Reproduce the listing exactly and skip over any pictures.

- _SOURCE DATA_
○ ○ ○ ○ ○

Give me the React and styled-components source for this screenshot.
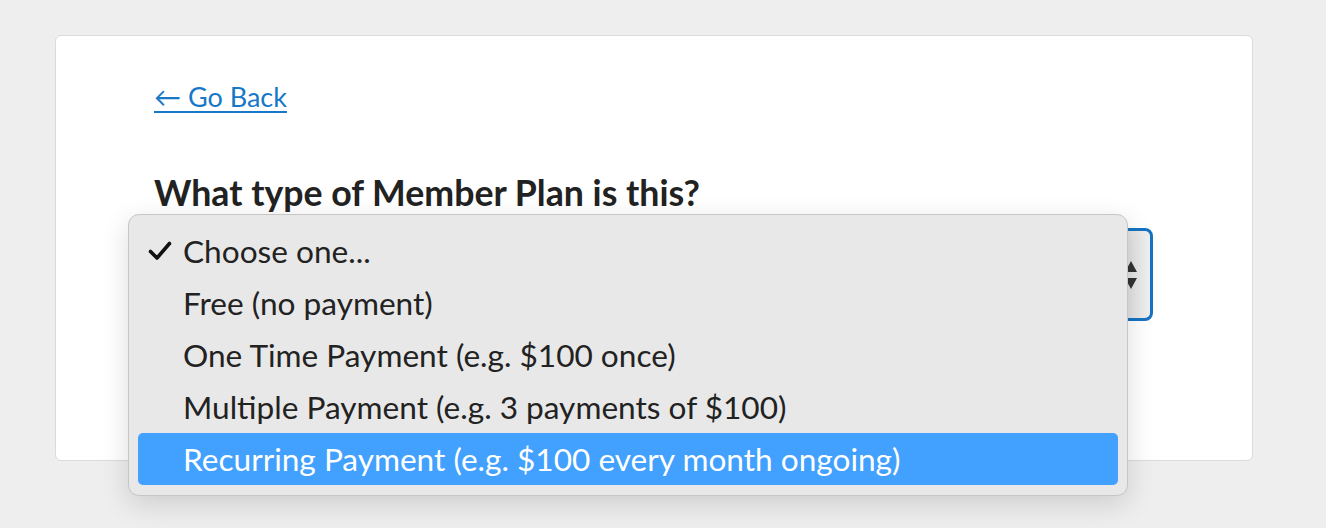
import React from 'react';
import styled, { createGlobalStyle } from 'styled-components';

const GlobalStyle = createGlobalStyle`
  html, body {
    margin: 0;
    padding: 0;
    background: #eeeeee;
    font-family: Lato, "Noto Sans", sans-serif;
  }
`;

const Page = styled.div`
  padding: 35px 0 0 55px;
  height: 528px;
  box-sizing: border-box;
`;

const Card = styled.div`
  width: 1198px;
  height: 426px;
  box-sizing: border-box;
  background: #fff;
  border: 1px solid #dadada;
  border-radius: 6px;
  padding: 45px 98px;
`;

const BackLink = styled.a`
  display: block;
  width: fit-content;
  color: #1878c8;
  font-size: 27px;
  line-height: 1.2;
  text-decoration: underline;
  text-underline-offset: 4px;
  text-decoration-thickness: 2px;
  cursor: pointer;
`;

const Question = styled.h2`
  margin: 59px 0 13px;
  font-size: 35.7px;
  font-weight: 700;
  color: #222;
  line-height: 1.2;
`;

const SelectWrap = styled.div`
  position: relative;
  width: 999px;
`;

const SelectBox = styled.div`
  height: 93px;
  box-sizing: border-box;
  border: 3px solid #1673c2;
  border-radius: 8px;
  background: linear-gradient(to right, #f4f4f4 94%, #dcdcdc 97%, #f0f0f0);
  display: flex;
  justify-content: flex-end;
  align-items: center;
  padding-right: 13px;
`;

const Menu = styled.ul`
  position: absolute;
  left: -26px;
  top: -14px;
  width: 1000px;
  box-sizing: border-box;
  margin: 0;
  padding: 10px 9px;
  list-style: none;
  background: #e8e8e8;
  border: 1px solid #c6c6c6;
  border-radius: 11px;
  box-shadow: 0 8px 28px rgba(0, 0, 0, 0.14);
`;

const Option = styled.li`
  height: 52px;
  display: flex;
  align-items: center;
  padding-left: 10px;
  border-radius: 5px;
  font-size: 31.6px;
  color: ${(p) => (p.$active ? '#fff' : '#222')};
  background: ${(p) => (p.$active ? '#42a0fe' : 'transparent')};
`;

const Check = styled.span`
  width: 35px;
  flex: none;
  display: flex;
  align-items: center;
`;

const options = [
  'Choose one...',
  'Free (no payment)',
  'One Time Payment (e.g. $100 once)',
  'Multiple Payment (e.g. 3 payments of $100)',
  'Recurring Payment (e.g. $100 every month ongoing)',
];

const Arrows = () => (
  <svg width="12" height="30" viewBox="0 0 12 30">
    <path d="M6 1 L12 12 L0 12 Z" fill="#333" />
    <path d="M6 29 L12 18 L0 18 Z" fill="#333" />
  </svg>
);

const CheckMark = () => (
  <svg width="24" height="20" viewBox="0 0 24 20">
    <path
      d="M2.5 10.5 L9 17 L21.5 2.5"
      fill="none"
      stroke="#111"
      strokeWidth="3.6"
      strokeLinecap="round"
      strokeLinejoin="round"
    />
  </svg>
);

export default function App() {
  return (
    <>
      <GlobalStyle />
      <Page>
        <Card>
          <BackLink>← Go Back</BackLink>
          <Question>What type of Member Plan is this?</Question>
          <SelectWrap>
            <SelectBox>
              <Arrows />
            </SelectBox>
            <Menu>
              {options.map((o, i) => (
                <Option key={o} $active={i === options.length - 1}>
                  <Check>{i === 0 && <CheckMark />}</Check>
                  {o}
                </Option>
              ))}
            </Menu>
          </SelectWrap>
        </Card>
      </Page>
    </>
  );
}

○ ○ ○ ○ ○

- _SOLUTION_
Give me the React and styled-components source for this screenshot.
import React from 'react';
import styled, { createGlobalStyle } from 'styled-components';

const GlobalStyle = createGlobalStyle`
  html, body {
    margin: 0;
    padding: 0;
    background: #eeeeee;
    font-family: Lato, "Noto Sans", sans-serif;
  }
`;

const Page = styled.div`
  padding: 35px 0 0 55px;
  height: 528px;
  box-sizing: border-box;
`;

const Card = styled.div`
  width: 1198px;
  height: 426px;
  box-sizing: border-box;
  background: #fff;
  border: 1px solid #dadada;
  border-radius: 6px;
  padding: 45px 98px;
`;

const BackLink = styled.a`
  display: block;
  width: fit-content;
  color: #1878c8;
  font-size: 27px;
  line-height: 1.2;
  text-decoration: underline;
  text-underline-offset: 4px;
  text-decoration-thickness: 2px;
  cursor: pointer;
`;

const Question = styled.h2`
  margin: 59px 0 13px;
  font-size: 35.7px;
  font-weight: 700;
  color: #222;
  line-height: 1.2;
`;

const SelectWrap = styled.div`
  position: relative;
  width: 999px;
`;

const SelectBox = styled.div`
  height: 93px;
  box-sizing: border-box;
  border: 3px solid #1673c2;
  border-radius: 8px;
  background: linear-gradient(to right, #f4f4f4 94%, #dcdcdc 97%, #f0f0f0);
  display: flex;
  justify-content: flex-end;
  align-items: center;
  padding-right: 13px;
`;

const Menu = styled.ul`
  position: absolute;
  left: -26px;
  top: -14px;
  width: 1000px;
  box-sizing: border-box;
  margin: 0;
  padding: 10px 9px;
  list-style: none;
  background: #e8e8e8;
  border: 1px solid #c6c6c6;
  border-radius: 11px;
  box-shadow: 0 8px 28px rgba(0, 0, 0, 0.14);
`;

const Option = styled.li`
  height: 52px;
  display: flex;
  align-items: center;
  padding-left: 10px;
  border-radius: 5px;
  font-size: 31.6px;
  color: ${(p) => (p.$active ? '#fff' : '#222')};
  background: ${(p) => (p.$active ? '#42a0fe' : 'transparent')};
`;

const Check = styled.span`
  width: 35px;
  flex: none;
  display: flex;
  align-items: center;
`;

const options = [
  'Choose one...',
  'Free (no payment)',
  'One Time Payment (e.g. $100 once)',
  'Multiple Payment (e.g. 3 payments of $100)',
  'Recurring Payment (e.g. $100 every month ongoing)',
];

const Arrows = () => (
  <svg width="12" height="30" viewBox="0 0 12 30">
    <path d="M6 1 L12 12 L0 12 Z" fill="#333" />
    <path d="M6 29 L12 18 L0 18 Z" fill="#333" />
  </svg>
);

const CheckMark = () => (
  <svg width="24" height="20" viewBox="0 0 24 20">
    <path
      d="M2.5 10.5 L9 17 L21.5 2.5"
      fill="none"
      stroke="#111"
      strokeWidth="3.6"
      strokeLinecap="round"
      strokeLinejoin="round"
    />
  </svg>
);

export default function App() {
  return (
    <>
      <GlobalStyle />
      <Page>
        <Card>
          <BackLink>← Go Back</BackLink>
          <Question>What type of Member Plan is this?</Question>
          <SelectWrap>
            <SelectBox>
              <Arrows />
            </SelectBox>
            <Menu>
              {options.map((o, i) => (
                <Option key={o} $active={i === options.length - 1}>
                  <Check>{i === 0 && <CheckMark />}</Check>
                  {o}
                </Option>
              ))}
            </Menu>
          </SelectWrap>
        </Card>
      </Page>
    </>
  );
}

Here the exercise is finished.